New algorithm beats all rivals in a major IEEE competition by finding optimal solutions faster under fixed computational budgets.

Deep Dive

A research team from China has developed a new champion algorithm for solving complex optimization problems where multiple, often conflicting, objectives must be balanced. Their system, called RDEx-MOP (Indicator-Guided Reconstructed Differential Evolution for Fixed-Budget Multiobjective Optimization), recently won the prestigious IEEE Congress on Evolutionary Computation (CEC) 2025 competition in the bound-constrained multiobjective track. The key challenge in this competition isn't just finding the best final solution, but finding it quickly under a strict, fixed computational budget—a scenario that mirrors real-world constraints in fields like engineering design, logistics, and hyperparameter tuning for large AI models.

RDEx-MOP's victory stems from its sophisticated hybrid architecture. It integrates an indicator-based environmental selection mechanism, which uses quality metrics to guide the search, with a niche-maintained Pareto-candidate set that preserves solution diversity. Furthermore, it employs complementary differential evolution operators specifically tuned for both exploration (searching new areas) and exploitation (refining good solutions). When evaluated on the official CEC 2025 benchmark using the median-target U-score framework, RDEx-MOP outperformed all other submitted algorithms, including its own predecessor, RDEx. It secured the highest total score and the best average rank, demonstrating superior efficiency and effectiveness.

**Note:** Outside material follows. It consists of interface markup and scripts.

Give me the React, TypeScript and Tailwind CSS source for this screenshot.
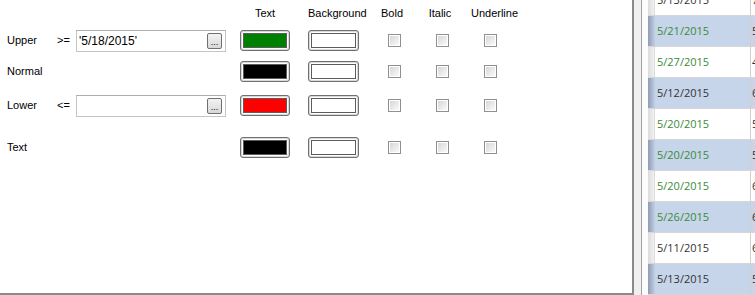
import React from "react";

type Row = { date: string; next: string; blue: boolean; green: boolean };

const rows: Row[] = [
    { date: "5/13/2015", next: "7", blue: false, green: false },
    { date: "5/21/2015", next: "5", blue: true, green: true },
    { date: "5/27/2015", next: "4", blue: false, green: true },
    { date: "5/12/2015", next: "6", blue: true, green: false },
    { date: "5/20/2015", next: "5", blue: false, green: true },
    { date: "5/20/2015", next: "5", blue: true, green: true },
    { date: "5/20/2015", next: "6", blue: false, green: true },
    { date: "5/26/2015", next: "6", blue: true, green: true },
    { date: "5/11/2015", next: "6", blue: false, green: false },
    { date: "5/13/2015", next: "5", blue: true, green: false },
];

const Swatch = ({ fill }: { fill: string }) => (
    <div className="h-[21px] rounded-[3px] border border-[#707070] bg-[#d9d9d9] p-px">
        <div className="h-full rounded-[2px] bg-white p-px">
            <div className={`h-full border border-[#5c5c5c] ${fill}`} />
        </div>
    </div>
);

const Check = () => (
    <div className="h-[13px] w-[13px] border border-[#8e8f8f] bg-white p-px">
        <div className="h-full w-full bg-linear-to-br from-[#d6d7d9] to-[#fafafa]" />
    </div>
);

const DateBox = ({ value }: { value: string }) => (
    <div className="flex h-[22px] w-[150px] items-center justify-between border border-[#c2c4c8] border-t-[#abadb3] bg-white pl-[2px] pr-[3px]">
        <span className="text-[12px] leading-none text-black">{value}</span>
        <div className="flex h-[16px] w-[15px] items-end justify-center rounded-[2px] border border-[#707070] bg-linear-to-b from-[#f3f3f3] to-[#d8d8d8] pb-[1px] text-[9px] leading-none text-black">
            ...
        </div>
    </div>
);

const StyleRow = ({ label, op, value, fill, className }: { label: string; op?: string; value?: string; fill: string; className: string }) => (
    <div className={`flex h-[23px] items-center ${className}`}>
        <span className="ml-[7px] w-[50px] text-[11px]">{label}</span>
        <span className="w-[19px] text-[11px]">{op}</span>
        <div className="w-[150px]">{value !== undefined && <DateBox value={value} />}</div>
        <div className="ml-[14px] w-[50px]">
            <Swatch fill={fill} />
        </div>
        <div className="ml-[18px] w-[51px]">
            <Swatch fill="bg-white" />
        </div>
        <div className="ml-[29px]">
            <Check />
        </div>
        <div className="ml-[35px]">
            <Check />
        </div>
        <div className="ml-[35px]">
            <Check />
        </div>
    </div>
);

export default function App() {
    return (
        <div className="flex h-[295px] w-[755px] overflow-hidden bg-[#f0f0f0]" style={{ fontFamily: '"Liberation Sans", Arial, sans-serif' }}>
            {/* Format settings panel */}
            <div className="h-[295px] w-[634px] shrink-0 border-b-2 border-r-2 border-[#8a8a8e] bg-white text-black">
                <div className="flex h-[29px] pt-[7px] text-[11px] leading-[13px]">
                    <span className="ml-[240px] w-[50px] text-center">Text</span>
                    <span className="ml-[18px] w-[51px] text-center">Background</span>
                    <span className="w-[66px] text-center">Bold</span>
                    <span className="w-[30px] text-center">Italic</span>
                    <span className="w-[79px] text-center">Underline</span>
                </div>
                <StyleRow label="Upper" op=">=" value="'5/18/2015'" fill="bg-[#008000]" className="" />
                <StyleRow label="Normal" fill="bg-black" className="mt-[8px]" />
                <StyleRow label="Lower" op="<=" value="" fill="bg-[#ff0000]" className="mt-[11px]" />
                <StyleRow label="Text" fill="bg-black" className="mt-[19px]" />
            </div>

            {/* Splitter gap */}
            <div className="w-[7px] shrink-0" />

            {/* Data grid */}
            <div className="flex-1 border-l border-[#a0a0a0] bg-[#fcfcfc] pl-[6px]">
                <div className="-mt-[15px]" style={{ fontFamily: '"Open Sans", sans-serif' }}>
                    {rows.map((r, i) => (
                        <div key={i} className={`flex h-[31px] border-b border-[#d6d6d6] ${r.blue ? "bg-[#c7d5ea]" : "bg-white"}`}>
                            <div className={`w-[7px] shrink-0 ${r.blue ? "bg-linear-to-r from-[#8f9cb3] to-[#c2d0e6]" : "border-r border-[#dcdcdc] bg-linear-to-r from-[#dcdcdc] to-[#f0f0f0]"}`} />
                            <div className={`flex w-[96px] shrink-0 items-center border-r border-[#d0d0d0] pl-[2px] text-[11px] ${r.green ? "text-[#3a8a3a]" : "text-[#333]"}`}>
                                {r.date}
                            </div>
                            <div className="flex items-center overflow-hidden pl-px text-[11px] text-[#333]">{r.next}</div>
                        </div>
                    ))}
                </div>
            </div>
        </div>
    );
}
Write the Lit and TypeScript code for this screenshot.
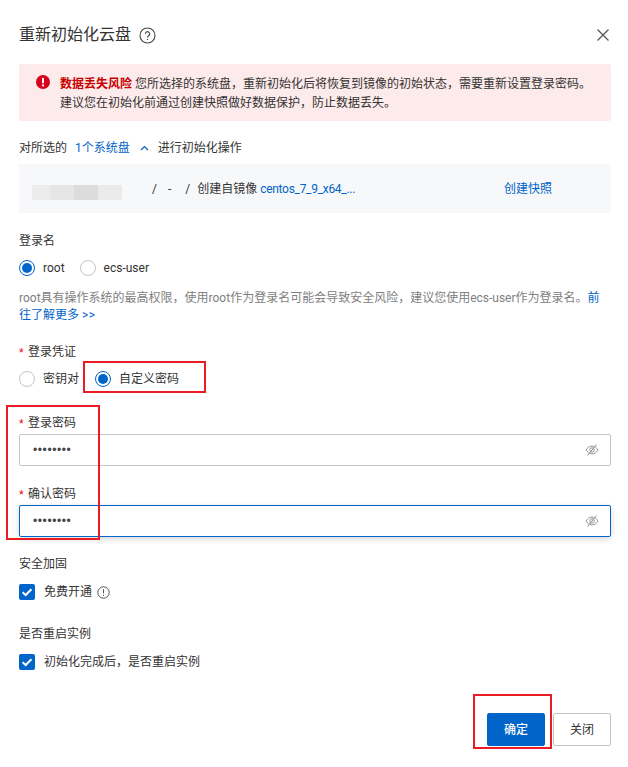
import { LitElement, html, css } from "lit";
import { customElement } from "lit/decorators.js";

const eyeOff = html`<svg class="eye" width="14" height="14" viewBox="0 0 14 14" fill="none" stroke="#939393" stroke-width="1">
  <path d="M1 7c1.600-2.600 3.600-3.900 6-3.900s4.400 1.300 6 3.900c-1.600 2.600-3.600 3.900-6 3.900S2.600 9.600 1 7z"/>
  <circle cx="7" cy="7" r="2.200"/>
  <path d="M11.500 1.500 2.500 12.500"/>
</svg>`;

const check = html`<svg width="16" height="16" viewBox="0 0 16 16" class="cb">
  <rect width="16" height="16" rx="2" fill="#0064c8"/>
  <path d="M3.600 8.200 6.700 11 12.400 5.200" fill="none" stroke="#fff" stroke-width="2"/>
</svg>`;

const radio = (on: boolean) => html`<span class="radio ${on ? "on" : ""}"></span>`;

@customElement("app-root")
export class AppRoot extends LitElement {
  static styles = css`
    :host {
      display: block;
      position: relative;
      width: 628px;
      height: 767px;
      overflow: hidden;
      background: #fff;
      color: #333;
      font: 12px/18px Roboto, "Noto Sans CJK SC", sans-serif;
    }
    .page { display: flex; flex-direction: column; padding: 0 17px 0 19px; }
    .head { display: flex; align-items: center; height: 24px; margin-top: 23px; font-size: 16px; }
    .head .help { margin-left: 8px; }
    .head .close { margin-left: auto; margin-right: 1px; }
    .alert {
      display: flex; margin-top: 17px; height: 57px; box-sizing: border-box;
      padding: 0 17px; align-items: flex-start; gap: 10px;
      background: #fdeaea; border-radius: 2px;
    }
    .alert svg { flex: none; margin-top: 11px; }
    .alert .t { line-height: 19px; margin-top: 11px; }
    .alert b { color: #c80000; font-weight: 700; }
    .sel { display: flex; align-items: center; height: 18px; margin-top: 18px; }
    .link { color: #0064c8; }
    .sel .link { margin-left: 8px; }
    .sel svg { margin: 0 9px 0 10px; }
    .box {
      display: flex; align-items: center; height: 49px; margin-top: 7px;
      background: #f7f8fa; padding-left: 13px;
    }
    .mosaic { display: flex; width: 90px; height: 15px; margin-top: 8px; }
    .mosaic i { display: block; height: 100%; }
    .w18 { width: 18px; background: #ececec; }
    .w24a { width: 24px; background: #e6e6e6; }
    .w24b { width: 24px; background: #dcdcdc; }
    .w24c { width: 24px; background: #ebebeb; }
    .path { margin-left: 30px; display: flex; white-space: pre; }
    .s1 { width: 11px; }
    .s2 { width: 14px; }
    .s3 { width: 7px; }
    .img { letter-spacing: -.3px; }
    .snap { margin-left: 149px; }
    .label { height: 18px; display: flex; align-items: center; }
    .req { color: #e00; width: 9px; margin-top: 1px; flex: none; font-family: "Liberation Sans", sans-serif; }
    .l1 { margin-top: 19px; }
    .radios { display: flex; align-items: center; height: 20px; margin-top: 8px; }
    .opt { display: flex; align-items: center; gap: 8px; }
    .o1 { margin-left: 15px; }
    .o2 { margin-left: 16px; }
    .radio { box-sizing: border-box; width: 16px; height: 16px; border-radius: 50%; border: 1px solid #c4c4c4; background: #fff; flex: none; position: relative; }
    .radio.on { border-color: #0064c8; }
    .radio.on::after { content: ""; position: absolute; inset: 2px; border-radius: 50%; background: #0064c8; }
    .desc { margin-top: 12px; color: #808080; line-height: 17px; height: 34px; }
    .more { letter-spacing: .4px; }
    .l2 { margin-top: 19px; }
    .radios.r2 { margin-top: 8px; }
    .l3 { margin-top: 25px; }
    .input {
      display: flex; align-items: center; justify-content: space-between; box-sizing: border-box;
      height: 32px; margin-top: 2px; padding: 0 11px 0 13px;
      border: 1px solid #c4c4c4; border-radius: 2px; background: #fff;
    }
    .input.focus { border-color: #0064c8; box-shadow: 0 2px 6px rgba(0,0,0,.16); }
    .dots { font-family: "Liberation Sans", sans-serif; font-size: 12px; letter-spacing: .6px; color: #444; }
    .l4 { margin-top: 19px; }
    .l5 { margin-top: 18px; }
    .chk { display: flex; align-items: center; gap: 9px; height: 20px; margin-top: 9px; }
    .chk .info { margin-left: -4px; }
    .l6 { margin-top: 23px; }
    .foot { display: flex; justify-content: flex-end; gap: 8px; margin-top: 41px; }
    .btn { display: flex; align-items: center; justify-content: center; box-sizing: border-box; height: 33px; width: 58px; border-radius: 2px; border: 1px solid #c4c4c4; background: #fff; }
    .btn.pri { background: #0064c8; border-color: #0064c8; color: #fff; font-weight: 500; }
    .mark { position: absolute; box-sizing: border-box; border: 2px solid #ea1c24; pointer-events: none; }
    .m1 { left: 83px; top: 361px; width: 123px; height: 32px; }
    .m2 { left: 6px; top: 405px; width: 94px; height: 135px; }
    .m3 { left: 473px; top: 694px; width: 79px; height: 55px; }
  `;

  render() {
    return html`
      <div class="page">
        <div class="head">
          <span>重新初始化云盘</span>
          <svg class="help" width="17" height="17" viewBox="0 0 17 17" fill="none" stroke="#444" stroke-width="1.100">
            <circle cx="8.500" cy="8.500" r="7.500"/>
            <path d="M6.300 6.800a2.200 2.200 0 1 1 3.400 1.900c-.8.500-1.200.9-1.200 1.800"/>
            <circle cx="8.500" cy="12.400" r=".7" fill="#444" stroke="none"/>
          </svg>
          <svg class="close" width="14" height="14" viewBox="0 0 14 14" fill="none" stroke="#555" stroke-width="1.300">
            <path d="M1.500 1.500l11 11M12.500 1.500l-11 11"/>
          </svg>
        </div>
        <div class="alert">
          <svg width="14" height="14" viewBox="0 0 14 14">
            <circle cx="7" cy="7" r="7" fill="#d9001b"/>
            <rect x="6" y="2.800" width="2" height="5.600" rx=".8" fill="#fff"/>
            <circle cx="7" cy="10.400" r="1.100" fill="#fff"/>
          </svg>
          <div class="t"><b>数据丢失风险</b> 您所选择的系统盘，重新初始化后将恢复到镜像的初始状态，需要重新设置登录密码。<br>建议您在初始化前通过创建快照做好数据保护，防止数据丢失。</div>
        </div>
        <div class="sel">
          <span>对所选的</span><span class="link">1个系统盘</span>
          <svg width="9" height="6" viewBox="0 0 9 6" fill="none" stroke="#0064c8" stroke-width="1.200"><path d="M1 5l3.500-3.500L8 5"/></svg>
          <span>进行初始化操作</span>
        </div>
        <div class="box">
          <div class="mosaic"><i class="w18"></i><i class="w24a"></i><i class="w24b"></i><i class="w24c"></i></div>
          <div class="path"><span>/</span><span class="s1"></span><span>-</span><span class="s2"></span><span>/</span><span class="s3"></span><span>创建自镜像 </span><span class="link img">centos_7_9_x64_...</span></div>
          <span class="link snap">创建快照</span>
        </div>
        <div class="label l1">登录名</div>
        <div class="radios">
          <label class="opt">${radio(true)}<span>root</span></label>
          <label class="opt o1">${radio(false)}<span>ecs-user</span></label>
        </div>
        <div class="desc">root具有操作系统的最高权限，使用root作为登录名可能会导致安全风险，建议您使用ecs-user作为登录名。<span class="link">前往了解更多 <span class="more">&gt;&gt;</span></span></div>
        <div class="label l2"><span class="req">*</span>登录凭证</div>
        <div class="radios r2">
          <label class="opt">${radio(false)}<span>密钥对</span></label>
          <label class="opt o2">${radio(true)}<span>自定义密码</span></label>
        </div>
        <div class="label l3"><span class="req">*</span>登录密码</div>
        <div class="input"><span class="dots">••••••••</span>${eyeOff}</div>
        <div class="label l4"><span class="req">*</span>确认密码</div>
        <div class="input focus"><span class="dots">••••••••</span>${eyeOff}</div>
        <div class="label l5">安全加固</div>
        <div class="chk">${check}<span>免费开通</span>
          <svg class="info" width="13" height="13" viewBox="0 0 13 13" fill="none" stroke="#555" stroke-width="1">
            <circle cx="6.500" cy="6.500" r="5.700"/>
            <path d="M6.500 3.200v4.200M6.500 8.800v1.100"/>
          </svg>
        </div>
        <div class="label l6">是否重启实例</div>
        <div class="chk">${check}<span>初始化完成后，是否重启实例</span></div>
        <div class="foot">
          <div class="btn pri">确定</div>
          <div class="btn">关闭</div>
        </div>
      </div>
      <div class="mark m1"></div>
      <div class="mark m2"></div>
      <div class="mark m3"></div>
    `;
  }
}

The significance of this work lies in advancing 'fixed-budget optimization,' a critical paradigm for practical applications. In industry, simulations or physical experiments are expensive, and AI model training consumes vast computational resources. Algorithms like RDEx-MOP that can reliably converge to high-quality Pareto-optimal fronts—the set of best trade-off solutions—with fewer evaluations directly translate to lower costs and faster development cycles. This win highlights ongoing progress in evolutionary computation, providing more powerful tools for automating complex design and decision-making processes where time and compute are limited.

Key Points
  • Won the IEEE CEC 2025 Multiobjective Optimization (MOP) competition, achieving the highest total score and best average rank.
  • Designed for 'fixed-budget' scenarios, prioritizing speed to a good solution under limited computational evaluations.
  • Combines indicator-based selection, a niche-maintained candidate set, and specialized differential evolution operators for balanced exploration and exploitation.

Why It Matters

Provides a faster, more efficient tool for real-world engineering design, logistics, and AI hyperparameter tuning where computational resources are constrained and expensive.